A number of distributions ship with GNOME Web.


Chrome needs to be split from Google.


How would it pay for developers then?


The way Firefox does.


Like other ever other commercial browser?


What do you mean by commercial browsers?

Edge is backed by MS, Safari by Apple, so they are out. Firefox is a backed by a foundation, a not for profit. Brave is on top of chrome, and open source.

I guess the old Opera browser ran ads in the browser and was a commercial browser. And did people pay for netscape navigator?


I only use chrome for sites that don't work in other browsers and for testing.
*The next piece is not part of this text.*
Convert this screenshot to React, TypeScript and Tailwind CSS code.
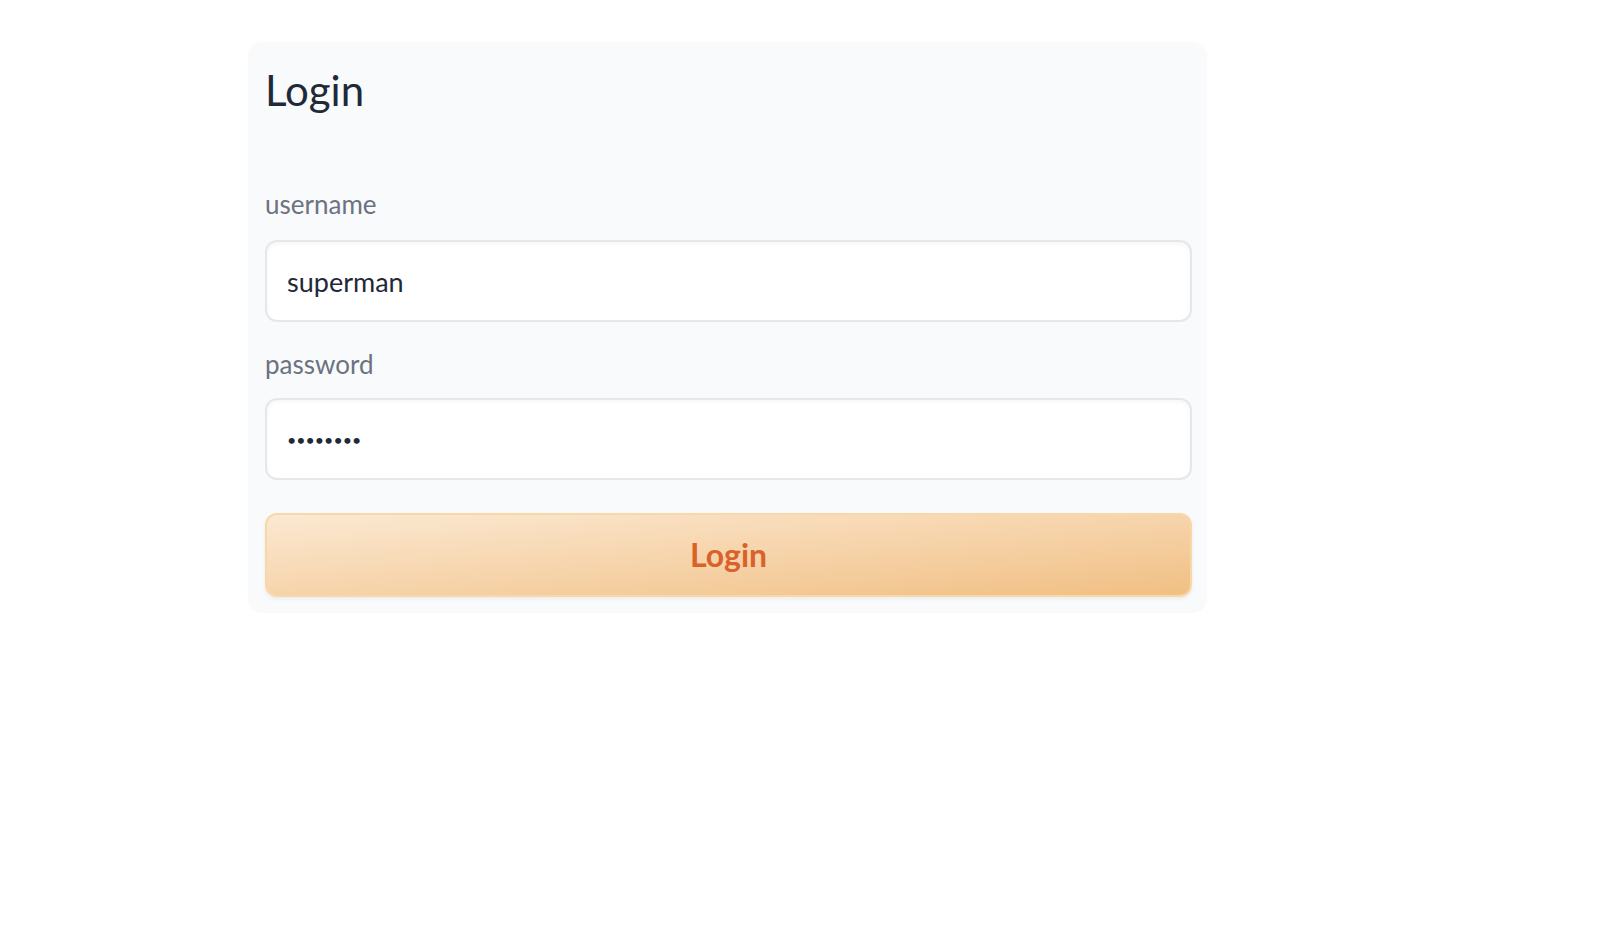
import React from 'react'

const font = { fontFamily: 'Lato, "Noto Sans", sans-serif' }

export default function App() {
  return (
    <div className="min-h-screen bg-white" style={font}>
      <div className="ml-[248px] pt-[42px]">
        <div className="w-[959px] rounded-[14px] bg-[#f9fafb] px-[17px] pt-[18px] pb-[16px]">
          <h2 className="text-[42px] leading-[60px] text-[#1f2937]">Login</h2>

          <div className="mt-[68px] flex flex-col">
            <label className="text-[26px] leading-[32px] text-[#6b7280]">username</label>
            <input
              type="text"
              defaultValue="superman"
              className="mt-[20px] h-[82px] w-[927px] rounded-[12px] border-2 border-[#e5e7eb] bg-white px-[20px] text-[27px] text-[#1f2937] shadow-[inset_0_2px_4px_rgba(0,0,0,0.04)] outline-none"
            />

            <label className="mt-[26px] text-[26px] leading-[32px] text-[#6b7280]">password</label>
            <input
              type="password"
              defaultValue="superman"
              className="mt-[18px] h-[82px] w-[927px] rounded-[12px] border-2 border-[#e5e7eb] bg-white px-[20px] text-[16px] text-[#1f2937] shadow-[inset_0_2px_4px_rgba(0,0,0,0.04)] outline-none"
            />

            <button
              type="button"
              className="mt-[33px] h-[84px] w-[927px] rounded-[12px] border-2 border-[#f8d8a8] bg-gradient-to-br from-[#fbe9d2] to-[#f1bf83] text-[32px] font-bold text-[#d9622b] shadow-[0_2px_4px_rgba(0,0,0,0.06)]"
            >
              Login
            </button>
          </div>
        </div>
      </div>
    </div>
  )
}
I think it's great that IE is no longer the defacto standard, but I'm not a fan of chrome being it either.


IE and FF could've just kept up... Apple is doing decently at least.


It is not that some devs use Chrome only features, the other browsers are to blame for not keeping up, I see.


[flagged]


Proposition 8 was an effort to overturn gay marriage, to remove a right that gay people had possessed ever since the California Supreme Court overturned the ban 6 months prior.

If I was a gay Mozilla employee, and I knew that my CEO was not just against equality, but actively working to remove my rights, I'd be livid.


> FF was best when it was called Phoenix, from there it was downhill

WTF? Firefox 3 and above altered the browser landscape, providing a viable alternative for people using IE6.

> instead of focusing on their core product, Mozilla decided to become a sjw organisation

Yeah, I’m sure all engineers suddenly stopped work on the browser because they care about gay rights. Makes sense.


Google is trying substitute the OS with their browser. The rest is accordingly to this goal. They'll be exposing more and more of underlying OS functionality on one hand and turning Chrome to be a fully fledged IDE as well. Web and at some point traditional app developers will play along as well since having one platform to develop for is very attractive idea. Web components is just on of many other steps towards this goal.

So yes I'm afraid that at some point we will all end up being servants of Google. Hopefully something will prevent this from happening.